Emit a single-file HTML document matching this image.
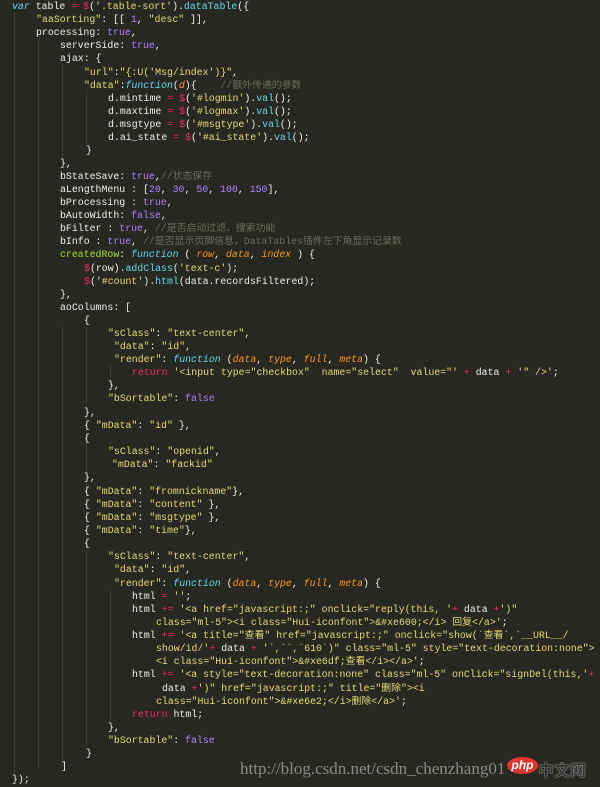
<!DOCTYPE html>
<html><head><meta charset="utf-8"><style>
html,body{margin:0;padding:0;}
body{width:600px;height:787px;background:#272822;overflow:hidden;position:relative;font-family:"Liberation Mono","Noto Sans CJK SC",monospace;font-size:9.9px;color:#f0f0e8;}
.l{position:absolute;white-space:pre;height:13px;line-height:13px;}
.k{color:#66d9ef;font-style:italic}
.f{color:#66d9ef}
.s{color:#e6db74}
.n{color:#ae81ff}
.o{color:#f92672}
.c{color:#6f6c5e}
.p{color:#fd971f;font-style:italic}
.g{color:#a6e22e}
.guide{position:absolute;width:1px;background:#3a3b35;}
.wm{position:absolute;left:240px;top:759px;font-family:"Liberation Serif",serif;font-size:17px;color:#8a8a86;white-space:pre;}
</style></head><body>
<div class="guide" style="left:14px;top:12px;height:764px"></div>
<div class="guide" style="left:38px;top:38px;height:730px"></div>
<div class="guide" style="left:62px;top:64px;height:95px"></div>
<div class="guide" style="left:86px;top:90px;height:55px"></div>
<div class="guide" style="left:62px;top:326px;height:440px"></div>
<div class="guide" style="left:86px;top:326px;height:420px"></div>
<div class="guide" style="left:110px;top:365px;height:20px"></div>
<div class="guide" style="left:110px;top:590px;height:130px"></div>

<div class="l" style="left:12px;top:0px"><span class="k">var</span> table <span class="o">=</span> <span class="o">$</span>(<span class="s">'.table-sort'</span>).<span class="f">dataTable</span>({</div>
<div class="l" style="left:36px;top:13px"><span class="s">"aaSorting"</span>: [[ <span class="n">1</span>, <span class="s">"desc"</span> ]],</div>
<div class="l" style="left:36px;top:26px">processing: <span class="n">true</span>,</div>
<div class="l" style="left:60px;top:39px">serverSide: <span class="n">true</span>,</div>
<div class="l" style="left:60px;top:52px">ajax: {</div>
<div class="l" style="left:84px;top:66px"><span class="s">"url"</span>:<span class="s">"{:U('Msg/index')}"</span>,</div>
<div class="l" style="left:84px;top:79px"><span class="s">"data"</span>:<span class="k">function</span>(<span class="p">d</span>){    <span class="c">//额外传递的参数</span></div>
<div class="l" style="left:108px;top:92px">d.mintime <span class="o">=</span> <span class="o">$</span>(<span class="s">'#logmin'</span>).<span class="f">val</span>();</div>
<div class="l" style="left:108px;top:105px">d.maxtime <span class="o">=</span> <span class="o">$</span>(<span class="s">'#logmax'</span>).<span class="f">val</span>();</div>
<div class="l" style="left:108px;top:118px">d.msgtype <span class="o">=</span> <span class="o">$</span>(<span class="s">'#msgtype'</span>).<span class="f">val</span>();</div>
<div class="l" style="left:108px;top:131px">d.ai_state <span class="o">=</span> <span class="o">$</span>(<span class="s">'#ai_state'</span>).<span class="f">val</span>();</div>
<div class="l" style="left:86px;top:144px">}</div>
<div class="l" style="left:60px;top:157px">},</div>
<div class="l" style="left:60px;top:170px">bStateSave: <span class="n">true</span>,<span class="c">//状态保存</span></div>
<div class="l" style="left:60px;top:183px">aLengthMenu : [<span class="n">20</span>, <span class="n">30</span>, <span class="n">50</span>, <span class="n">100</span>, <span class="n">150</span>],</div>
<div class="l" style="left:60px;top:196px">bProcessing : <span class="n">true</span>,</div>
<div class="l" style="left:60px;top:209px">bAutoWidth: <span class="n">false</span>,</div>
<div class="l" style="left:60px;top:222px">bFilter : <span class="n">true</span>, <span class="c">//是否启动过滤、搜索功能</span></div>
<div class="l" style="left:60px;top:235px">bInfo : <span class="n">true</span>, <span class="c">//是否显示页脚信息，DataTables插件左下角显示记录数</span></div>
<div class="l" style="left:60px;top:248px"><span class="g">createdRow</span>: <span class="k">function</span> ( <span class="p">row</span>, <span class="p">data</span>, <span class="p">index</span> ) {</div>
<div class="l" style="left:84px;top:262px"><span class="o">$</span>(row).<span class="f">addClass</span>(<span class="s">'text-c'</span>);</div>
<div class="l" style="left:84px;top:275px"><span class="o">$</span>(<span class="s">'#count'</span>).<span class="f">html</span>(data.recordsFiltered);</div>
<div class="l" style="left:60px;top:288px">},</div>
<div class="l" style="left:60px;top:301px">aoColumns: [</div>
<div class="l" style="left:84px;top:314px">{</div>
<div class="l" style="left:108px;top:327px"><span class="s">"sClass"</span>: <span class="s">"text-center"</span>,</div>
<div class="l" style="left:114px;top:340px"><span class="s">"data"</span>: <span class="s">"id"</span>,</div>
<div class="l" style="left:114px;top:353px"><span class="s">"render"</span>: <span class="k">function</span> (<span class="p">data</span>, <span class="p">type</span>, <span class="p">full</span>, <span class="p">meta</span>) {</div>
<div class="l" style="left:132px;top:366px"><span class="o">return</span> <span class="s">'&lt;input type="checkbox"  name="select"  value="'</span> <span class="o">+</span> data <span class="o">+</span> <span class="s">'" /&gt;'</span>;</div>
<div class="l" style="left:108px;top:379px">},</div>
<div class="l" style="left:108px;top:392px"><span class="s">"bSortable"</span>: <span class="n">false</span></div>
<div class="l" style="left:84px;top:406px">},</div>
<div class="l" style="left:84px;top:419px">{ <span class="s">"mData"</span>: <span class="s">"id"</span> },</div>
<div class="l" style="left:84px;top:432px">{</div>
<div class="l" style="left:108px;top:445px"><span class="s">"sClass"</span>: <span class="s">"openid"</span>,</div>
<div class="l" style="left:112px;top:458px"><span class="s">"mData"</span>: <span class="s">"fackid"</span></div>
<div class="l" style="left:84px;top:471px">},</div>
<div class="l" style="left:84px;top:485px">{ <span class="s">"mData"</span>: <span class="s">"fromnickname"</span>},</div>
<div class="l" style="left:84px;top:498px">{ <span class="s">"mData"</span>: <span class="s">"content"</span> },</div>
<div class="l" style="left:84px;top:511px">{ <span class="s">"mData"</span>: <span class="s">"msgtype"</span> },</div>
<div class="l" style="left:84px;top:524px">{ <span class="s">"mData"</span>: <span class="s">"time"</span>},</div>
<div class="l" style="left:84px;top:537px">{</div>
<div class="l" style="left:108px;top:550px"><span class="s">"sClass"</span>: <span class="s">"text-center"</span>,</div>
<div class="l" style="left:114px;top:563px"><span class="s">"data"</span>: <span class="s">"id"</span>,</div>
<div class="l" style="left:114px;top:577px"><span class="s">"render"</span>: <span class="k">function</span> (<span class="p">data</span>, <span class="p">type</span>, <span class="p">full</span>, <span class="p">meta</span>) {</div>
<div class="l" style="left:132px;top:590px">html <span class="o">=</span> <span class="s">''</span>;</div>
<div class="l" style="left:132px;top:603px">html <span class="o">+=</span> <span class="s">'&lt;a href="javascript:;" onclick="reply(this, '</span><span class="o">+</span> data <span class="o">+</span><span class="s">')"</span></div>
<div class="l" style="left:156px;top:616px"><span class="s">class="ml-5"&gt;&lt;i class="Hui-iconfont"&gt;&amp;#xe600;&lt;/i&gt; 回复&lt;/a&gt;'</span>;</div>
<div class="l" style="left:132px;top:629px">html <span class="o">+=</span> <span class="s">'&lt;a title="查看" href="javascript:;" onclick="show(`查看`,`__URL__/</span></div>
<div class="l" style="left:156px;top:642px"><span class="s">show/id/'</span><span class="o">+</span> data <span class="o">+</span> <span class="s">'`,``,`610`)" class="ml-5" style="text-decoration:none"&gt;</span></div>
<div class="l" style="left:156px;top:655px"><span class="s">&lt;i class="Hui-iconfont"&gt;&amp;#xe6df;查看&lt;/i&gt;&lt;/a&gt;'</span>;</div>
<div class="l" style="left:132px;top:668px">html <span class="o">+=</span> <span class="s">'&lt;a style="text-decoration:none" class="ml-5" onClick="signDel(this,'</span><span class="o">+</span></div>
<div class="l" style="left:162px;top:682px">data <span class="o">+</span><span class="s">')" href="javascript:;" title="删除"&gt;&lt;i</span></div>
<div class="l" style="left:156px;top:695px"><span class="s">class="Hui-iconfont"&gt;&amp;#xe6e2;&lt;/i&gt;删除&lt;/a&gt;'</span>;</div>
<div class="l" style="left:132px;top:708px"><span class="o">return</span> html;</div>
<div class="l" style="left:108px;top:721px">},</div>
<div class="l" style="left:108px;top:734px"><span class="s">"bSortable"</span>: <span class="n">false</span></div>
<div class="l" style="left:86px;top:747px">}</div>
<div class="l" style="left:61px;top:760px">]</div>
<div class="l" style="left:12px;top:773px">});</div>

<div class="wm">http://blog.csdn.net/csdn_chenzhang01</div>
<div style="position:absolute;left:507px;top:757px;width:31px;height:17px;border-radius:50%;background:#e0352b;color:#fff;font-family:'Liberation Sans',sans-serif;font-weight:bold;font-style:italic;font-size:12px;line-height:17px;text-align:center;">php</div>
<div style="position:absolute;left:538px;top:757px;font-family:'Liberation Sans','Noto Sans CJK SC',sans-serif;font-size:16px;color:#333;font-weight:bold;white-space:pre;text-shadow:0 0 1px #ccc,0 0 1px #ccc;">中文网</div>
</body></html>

┄┄┄┄┄┄

* _PROBLEM REQUIREMENTS_:
The lines to collect are those holding the string "this"; copy them all.

* _TASK RESULT_:
Emit a single-file HTML document matching this image.
<div class="l" style="left:132px;top:603px">html <span class="o">+=</span> <span class="s">'&lt;a href="javascript:;" onclick="reply(this, '</span><span class="o">+</span> data <span class="o">+</span><span class="s">')"</span></div>
<div class="l" style="left:132px;top:668px">html <span class="o">+=</span> <span class="s">'&lt;a style="text-decoration:none" class="ml-5" onClick="signDel(this,'</span><span class="o">+</span></div>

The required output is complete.